╭──
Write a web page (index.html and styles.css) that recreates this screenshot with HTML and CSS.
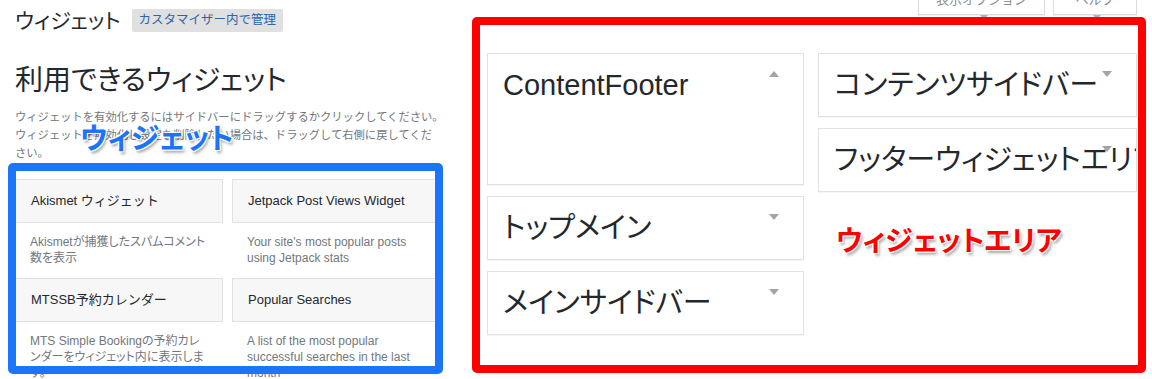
FILE: index.html
```html
<!DOCTYPE html>
<html lang="ja">
<head>
    <meta charset="UTF-8">
    <meta name="viewport" content="width=device-width, initial-scale=1.0">
    <title>ウィジェット</title>
    <link rel="stylesheet" href="styles.css">
</head>
<body>
    <div class="wrap">
        <div class="available">
            <div class="page-head">
                <h1>ウィジェット</h1>
                <a class="page-action" href="#">カスタマイザー内で管理</a>
            </div>
            <h2>利用できるウィジェット</h2>
            <p class="intro"><span class="line">ウィジェットを有効化するにはサイドバーにドラッグするかクリックしてください。</span><br>ウィジェットを無効化し設定を削除したい場合は、ドラッグして右側に戻してください。</p>
            <div class="widget-list">
                <div class="widget">
                    <div class="widget-top">Akismet ウィジェット</div>
                    <div class="widget-desc">Akismetが捕獲したスパムコメント<br>数を表示</div>
                </div>
                <div class="widget">
                    <div class="widget-top">Jetpack Post Views Widget</div>
                    <div class="widget-desc">Your site's most popular posts using Jetpack stats</div>
                </div>
                <div class="widget">
                    <div class="widget-top">MTSSB予約カレンダー</div>
                    <div class="widget-desc">MTS Simple Bookingの予約カレンダーをウィジェット内に表示します。</div>
                </div>
                <div class="widget">
                    <div class="widget-top">Popular Searches</div>
                    <div class="widget-desc">A list of the most popular successful searches in the last month</div>
                </div>
            </div>
        </div>

        <div class="sidebars">
            <div class="screen-meta">
                <button class="meta-btn">表示オプション <span class="caret"></span></button>
                <button class="meta-btn">ヘルプ <span class="caret"></span></button>
            </div>
            <div class="sidebar-grid">
                <div class="sidebar-col">
                    <div class="area open">
                        <div class="area-title">ContentFooter<span class="toggle up"></span></div>
                        <div class="area-body"></div>
                    </div>
                    <div class="area">
                        <div class="area-title">トップメイン<span class="toggle"></span></div>
                    </div>
                    <div class="area">
                        <div class="area-title">メインサイドバー<span class="toggle"></span></div>
                    </div>
                </div>
                <div class="sidebar-col">
                    <div class="area">
                        <div class="area-title">コンテンツサイドバー<span class="toggle"></span></div>
                    </div>
                    <div class="area">
                        <div class="area-title">フッターウィジェットエリア<span class="toggle"></span></div>
                    </div>
                </div>
            </div>
        </div>

        <!-- annotations drawn over the screenshot -->
        <div class="mark mark-blue"></div>
        <div class="mark mark-red"></div>
        <div class="note note-blue">ウィジェット</div>
        <div class="note note-red">ウィジェットエリア</div>
    </div>
</body>
</html>
```

FILE: styles.css
```css
body {
    margin: 0;
    background-color: #fff;
    font-family: "Liberation Sans", "Noto Sans CJK JP", sans-serif;
    color: #23282d;
    overflow: hidden;
}
.wrap {
    position: relative;
    display: flex;
    gap: 47px;
    padding-left: 15px;
    height: 379px;
}
.available {
    width: 425px;
    flex-shrink: 0;
}
.page-head {
    display: flex;
    align-items: center;
    gap: 11px;
    padding-top: 9px;
    height: 23px;
}
h1 {
    margin: 0;
    font-size: 21px;
    font-weight: normal;
    line-height: 23px;
    color: #23282d;
    font-feature-settings: "palt";
}
.page-action {
    display: inline-block;
    background-color: #e0e0e0;
    color: #2a66ad;
    font-size: 12.5px;
    line-height: 23px;
    padding: 0 7px;
    border-radius: 2px;
    text-decoration: none;
}
h2 {
    margin: 34px 0 0;
    font-size: 28px;
    font-weight: normal;
    line-height: 30px;
    color: #23282d;
    font-feature-settings: "palt";
}
.intro {
    margin: 12px 0 0;
    font-size: 11.3px;
    line-height: 18px;
    color: #72777c;
}
.intro .line {
    white-space: nowrap;
}
.widget-list {
    display: grid;
    grid-template-columns: 208px 208px;
    column-gap: 9px;
    margin-top: 17px;
}
.widget {
    height: 99px;
}
.widget-top {
    height: 42px;
    line-height: 42px;
    padding: 0 15px;
    background-color: #f7f7f7;
    border: 1px solid #e2e2e2;
    font-size: 13px;
    color: #23282d;
    white-space: nowrap;
    overflow: hidden;
}
.widget-desc {
    padding: 11px 15px 0;
    font-size: 12px;
    line-height: 16px;
    color: #72777c;
    font-feature-settings: "palt";
}
.sidebars {
    width: 650px;
}
.screen-meta {
    display: flex;
    justify-content: flex-end;
    gap: 8px;
    margin-top: -11px;
}
.meta-btn {
    height: 26px;
    padding: 0 14px 8px;
    background-color: #fff;
    border: 1px solid #ddd;
    border-top: none;
    box-shadow: 0 1px 1px rgba(0, 0, 0, 0.06);
    font-family: inherit;
    font-size: 13px;
    color: #8a8f94;
}
.meta-btn:first-child {
    width: 127px;
}
.meta-btn:last-child {
    width: 84px;
}
.caret {
    display: inline-block;
    border-left: 4px solid transparent;
    border-right: 4px solid transparent;
    border-top: 5px solid #a9b4c4;
    margin-left: 4px;
}
.sidebar-grid {
    display: grid;
    grid-template-columns: 317px 319px;
    column-gap: 14px;
    margin-top: 38px;
}
.sidebar-col {
    display: flex;
    flex-direction: column;
    gap: 11px;
}
.area {
    border: 1px solid #e2e2e2;
    background-color: #fff;
    box-shadow: 0 1px 1px rgba(0, 0, 0, 0.04);
}
.area-title {
    position: relative;
    height: 62px;
    line-height: 62px;
    padding-left: 15px;
    font-size: 29px;
    color: #23282d;
    white-space: nowrap;
    overflow: hidden;
    font-feature-settings: "palt";
}
.area-body {
    height: 68px;
}
.toggle {
    position: absolute;
    top: 17px;
    right: 24px;
    width: 0;
    height: 0;
    border-left: 5px solid transparent;
    border-right: 5px solid transparent;
    border-top: 6px solid #a0a5aa;
}
.toggle.up {
    border-top: none;
    border-bottom: 6px solid #a0a5aa;
}
.mark {
    position: absolute;
    box-sizing: border-box;
    border-radius: 5px;
}
.mark-blue {
    left: 8px;
    top: 163px;
    width: 435px;
    height: 211px;
    border: 8px solid #1a75fb;
}
.mark-red {
    left: 472px;
    top: 17px;
    width: 674px;
    height: 356px;
    border: 8px solid #ff0000;
}
.note {
    position: absolute;
    font-weight: bold;
    white-space: nowrap;
    font-feature-settings: "palt";
    text-shadow: -1px -1px 0 #fff, 1px -1px 0 #fff, -1px 1px 0 #fff, 1px 1px 0 #fff, 2px 3px 3px rgba(0, 0, 0, 0.35);
}
.note-blue {
    left: 80px;
    top: 115px;
    font-size: 29px;
    color: #1a75fb;
}
.note-red {
    left: 836px;
    top: 219px;
    font-size: 28px;
    color: #ff0000;
}
```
╰──
All of the lines above should be printed exactly, minus the pictures.

Write a web page (index.html and styles.css) that recreates this screenshot with HTML and CSS.
FILE: index.html
```html
<!DOCTYPE html>
<html lang="ja">
<head>
    <meta charset="UTF-8">
    <meta name="viewport" content="width=device-width, initial-scale=1.0">
    <title>ウィジェット</title>
    <link rel="stylesheet" href="styles.css">
</head>
<body>
    <div class="wrap">
        <div class="available">
            <div class="page-head">
                <h1>ウィジェット</h1>
                <a class="page-action" href="#">カスタマイザー内で管理</a>
            </div>
            <h2>利用できるウィジェット</h2>
            <p class="intro"><span class="line">ウィジェットを有効化するにはサイドバーにドラッグするかクリックしてください。</span><br>ウィジェットを無効化し設定を削除したい場合は、ドラッグして右側に戻してください。</p>
            <div class="widget-list">
                <div class="widget">
                    <div class="widget-top">Akismet ウィジェット</div>
                    <div class="widget-desc">Akismetが捕獲したスパムコメント<br>数を表示</div>
                </div>
                <div class="widget">
                    <div class="widget-top">Jetpack Post Views Widget</div>
                    <div class="widget-desc">Your site's most popular posts using Jetpack stats</div>
                </div>
                <div class="widget">
                    <div class="widget-top">MTSSB予約カレンダー</div>
                    <div class="widget-desc">MTS Simple Bookingの予約カレンダーをウィジェット内に表示します。</div>
                </div>
                <div class="widget">
                    <div class="widget-top">Popular Searches</div>
                    <div class="widget-desc">A list of the most popular successful searches in the last month</div>
                </div>
            </div>
        </div>

        <div class="sidebars">
            <div class="screen-meta">
                <button class="meta-btn">表示オプション <span class="caret"></span></button>
                <button class="meta-btn">ヘルプ <span class="caret"></span></button>
            </div>
            <div class="sidebar-grid">
                <div class="sidebar-col">
                    <div class="area open">
                        <div class="area-title">ContentFooter<span class="toggle up"></span></div>
                        <div class="area-body"></div>
                    </div>
                    <div class="area">
                        <div class="area-title">トップメイン<span class="toggle"></span></div>
                    </div>
                    <div class="area">
                        <div class="area-title">メインサイドバー<span class="toggle"></span></div>
                    </div>
                </div>
                <div class="sidebar-col">
                    <div class="area">
                        <div class="area-title">コンテンツサイドバー<span class="toggle"></span></div>
                    </div>
                    <div class="area">
                        <div class="area-title">フッターウィジェットエリア<span class="toggle"></span></div>
                    </div>
                </div>
            </div>
        </div>

        <!-- annotations drawn over the screenshot -->
        <div class="mark mark-blue"></div>
        <div class="mark mark-red"></div>
        <div class="note note-blue">ウィジェット</div>
        <div class="note note-red">ウィジェットエリア</div>
    </div>
</body>
</html>
```

FILE: styles.css
```css
body {
    margin: 0;
    background-color: #fff;
    font-family: "Liberation Sans", "Noto Sans CJK JP", sans-serif;
    color: #23282d;
    overflow: hidden;
}
.wrap {
    position: relative;
    display: flex;
    gap: 47px;
    padding-left: 15px;
    height: 379px;
}
.available {
    width: 425px;
    flex-shrink: 0;
}
.page-head {
    display: flex;
    align-items: center;
    gap: 11px;
    padding-top: 9px;
    height: 23px;
}
h1 {
    margin: 0;
    font-size: 21px;
    font-weight: normal;
    line-height: 23px;
    color: #23282d;
    font-feature-settings: "palt";
}
.page-action {
    display: inline-block;
    background-color: #e0e0e0;
    color: #2a66ad;
    font-size: 12.5px;
    line-height: 23px;
    padding: 0 7px;
    border-radius: 2px;
    text-decoration: none;
}
h2 {
    margin: 34px 0 0;
    font-size: 28px;
    font-weight: normal;
    line-height: 30px;
    color: #23282d;
    font-feature-settings: "palt";
}
.intro {
    margin: 12px 0 0;
    font-size: 11.3px;
    line-height: 18px;
    color: #72777c;
}
.intro .line {
    white-space: nowrap;
}
.widget-list {
    display: grid;
    grid-template-columns: 208px 208px;
    column-gap: 9px;
    margin-top: 17px;
}
.widget {
    height: 99px;
}
.widget-top {
    height: 42px;
    line-height: 42px;
    padding: 0 15px;
    background-color: #f7f7f7;
    border: 1px solid #e2e2e2;
    font-size: 13px;
    color: #23282d;
    white-space: nowrap;
    overflow: hidden;
}
.widget-desc {
    padding: 11px 15px 0;
    font-size: 12px;
    line-height: 16px;
    color: #72777c;
    font-feature-settings: "palt";
}
.sidebars {
    width: 650px;
}
.screen-meta {
    display: flex;
    justify-content: flex-end;
    gap: 8px;
    margin-top: -11px;
}
.meta-btn {
    height: 26px;
    padding: 0 14px 8px;
    background-color: #fff;
    border: 1px solid #ddd;
    border-top: none;
    box-shadow: 0 1px 1px rgba(0, 0, 0, 0.06);
    font-family: inherit;
    font-size: 13px;
    color: #8a8f94;
}
.meta-btn:first-child {
    width: 127px;
}
.meta-btn:last-child {
    width: 84px;
}
.caret {
    display: inline-block;
    border-left: 4px solid transparent;
    border-right: 4px solid transparent;
    border-top: 5px solid #a9b4c4;
    margin-left: 4px;
}
.sidebar-grid {
    display: grid;
    grid-template-columns: 317px 319px;
    column-gap: 14px;
    margin-top: 38px;
}
.sidebar-col {
    display: flex;
    flex-direction: column;
    gap: 11px;
}
.area {
    border: 1px solid #e2e2e2;
    background-color: #fff;
    box-shadow: 0 1px 1px rgba(0, 0, 0, 0.04);
}
.area-title {
    position: relative;
    height: 62px;
    line-height: 62px;
    padding-left: 15px;
    font-size: 29px;
    color: #23282d;
    white-space: nowrap;
    overflow: hidden;
    font-feature-settings: "palt";
}
.area-body {
    height: 68px;
}
.toggle {
    position: absolute;
    top: 17px;
    right: 24px;
    width: 0;
    height: 0;
    border-left: 5px solid transparent;
    border-right: 5px solid transparent;
    border-top: 6px solid #a0a5aa;
}
.toggle.up {
    border-top: none;
    border-bottom: 6px solid #a0a5aa;
}
.mark {
    position: absolute;
    box-sizing: border-box;
    border-radius: 5px;
}
.mark-blue {
    left: 8px;
    top: 163px;
    width: 435px;
    height: 211px;
    border: 8px solid #1a75fb;
}
.mark-red {
    left: 472px;
    top: 17px;
    width: 674px;
    height: 356px;
    border: 8px solid #ff0000;
}
.note {
    position: absolute;
    font-weight: bold;
    white-space: nowrap;
    font-feature-settings: "palt";
    text-shadow: -1px -1px 0 #fff, 1px -1px 0 #fff, -1px 1px 0 #fff, 1px 1px 0 #fff, 2px 3px 3px rgba(0, 0, 0, 0.35);
}
.note-blue {
    left: 80px;
    top: 115px;
    font-size: 29px;
    color: #1a75fb;
}
.note-red {
    left: 836px;
    top: 219px;
    font-size: 28px;
    color: #ff0000;
}
```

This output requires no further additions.